The agreement called for Higgins to enter a plea of “true,” rather than “guilty,” under a so-called Alford plea, in which a defendant is not required to admit guilt.

But that arrangement went out the window moments before the hearing was scheduled to start.

Higgins apparently learned of Judge Charles Temple’s ruling allowing the statement to be read just as he and Sennett, along with First Assistant County Attorney Kent Smith, took their places at their respective tables.

“It’s nothing to do with her,” Higgins said to Sennett, apparently referring to the alleged victim of the assault with which Higgins was charged in 2016.

Higgins grew more animated as the two spoke, prompting Sennett to take the discussion into one of the conference rooms outside the courtroom.

Higgins could clearly be heard shouting for several minutes, during which time Temple issued his order canceling the hearing.

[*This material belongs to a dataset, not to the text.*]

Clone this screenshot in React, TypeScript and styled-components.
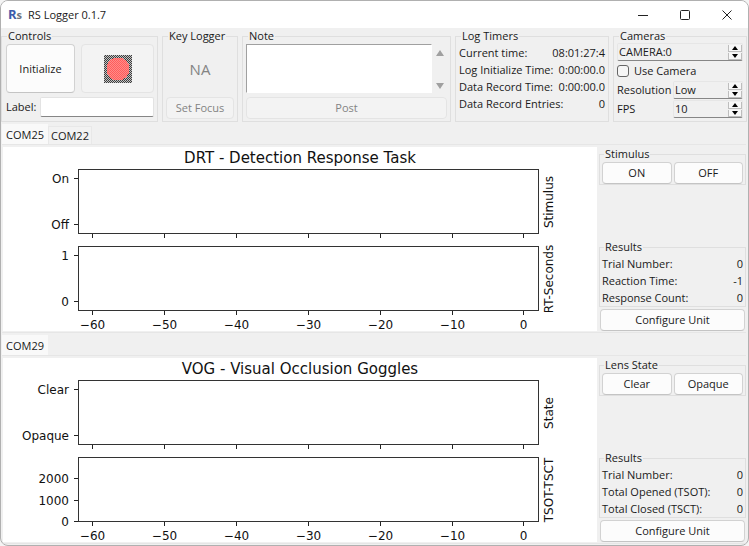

When Sennett and Higgins reentered the courtroom, Temple told him the hearing was off and that the clerk’s office would be scheduling his cases for separate jury trials.

Should Higgins decide in the meantime to pursue a plea deal, Temple wrote in his order, “this court will only accept guilty pleas on a naked plea basis,” which means the judge alone determines the defendant’s sentence.

Temple stated in the order that Higgins “refused to enter an Alford plea” after Temple granted the state’s request to admit the victim impact statement.

The first of Higgins’s five Superior Court cases was opened after his arrest April 21, 2016, when he was charged with one felony count of burglary, which accuses him of illegally entering a Nashua residence and “inflicting bodily injury on a female … by pushing her down the stairs, causing injuries to her head, back and arms,” the charge reads.

Higgins was next arrested in August 2016, charged with a felony count of possession of a controlled drug – subsequent offense.

Four months later, on Dec. 19, 2016, Nashua police took Higgins into custody on a felony charge of possession of a substance believed to be crystal meth.

His two most recent arrests, in March 2017 and on Aug. 16, each resulted in one felony count of possession of methamphetamines.